An Examination of MMDU: A Benchmark and Dataset for Multi-Turn Multi-Image Dialog Understanding in LVLMs

The paper under discussion introduces MMDU, a benchmark tailored for evaluating the proficiency of Large Vision-LLMs (LVLMs) in handling multi-turn dialogs that involve multiple images. This benchmark addresses substantial limitations within the current evaluation landscape for LVLMs by mirroring complex real-world application scenarios more accurately than existing benchmarks.

The paper highlights that current open-source LVLMs predominantly focus on single-turn, single-image interactions, which are inadequate for the intricacies of practical human-AI communication. Notably, MMDU is structured to evaluate long-context interactions involving up to 20 images and 27 dialog turns, demanding the LVLMs to sustain conversational coherence over extensive input sequences. This benchmark significantly surpasses its predecessors in terms of length and complexity, testing the models’ abilities in various dimensions including creativity, richness, visual perception, logical coherence, answer accuracy, and understanding of image relationships.

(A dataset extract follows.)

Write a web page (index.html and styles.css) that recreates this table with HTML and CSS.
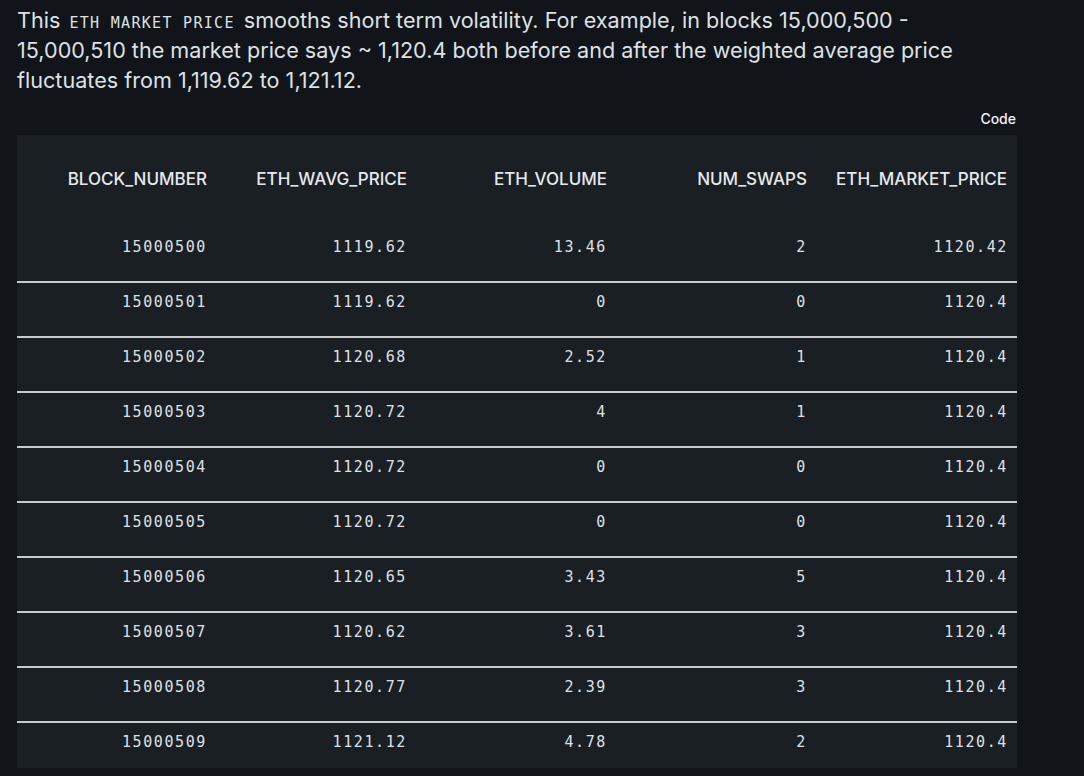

Additionally, the paper introduces MMDU-45k, an extensive dataset that serves as an instructional tuning resource for LVLMs. The dataset generation involves sophisticated clustering techniques applied on Wikipedia data, ensuring the collection of relevant multi-image inputs that form the basis for multi-turn questions. The authors employ human annotators, enhanced by GPT-4o, to generate and refine these questions, along with their corresponding answers, driven by a careful curation process that mitigates hallucinations and errors.

From the experimental evaluation involving various LVLMs, the paper presents an intriguing insight into the current landscape—open-source models lag significantly behind proprietary counterparts like GPT-4o, primarily due to limited access to rich instructional tuning datasets. The introduction of MMDU-45k as a dataset for fine-tuning results in notable improvements across multiple existing benchmarks, even beyond MMDU. For instance, fine-tuning leads to a performance boost of up to 1.5% in MathVista and 1.2% in ChartQA, showcasing the potential of MMDU-45k in enhancing model capabilities.

The authors speculate that the disparity in performance between open and closed models could be reduced by leveraging comprehensive datasets like MMDU-45k in training open-source models, thereby enhancing their capabilities in understanding and generating responses in contextually rich and complex dialog scenarios.

The implications of this research are noteworthy. MMDU sets a new standard for evaluating LVLMs in scenarios that require processing of detailed, prolonged multi-modal dialogs. Furthermore, the structured format of MMDU-45k paves the way for future developments in AI, providing a valuable resource that can be expanded upon to further bridge the gap between theoretical model capabilities and the demands of practical real-world applications.

However, while the paper takes considerable steps towards addressing existing evaluation deficiencies, it acknowledges constraints such as its focus on English-only datasets without multilingual support. The paper also highlights the potential for LVLMs fine-tuned on MMDU-45k data to propagate biases inherent in the underlying datasets, urging for caution and further research into more equitable and inclusive AI systems.

Overall, the paper offers a robust contribution to the field of AI and LVLMs, providing comprehensive resources and insights that support advancements towards more sophisticated AI interactions.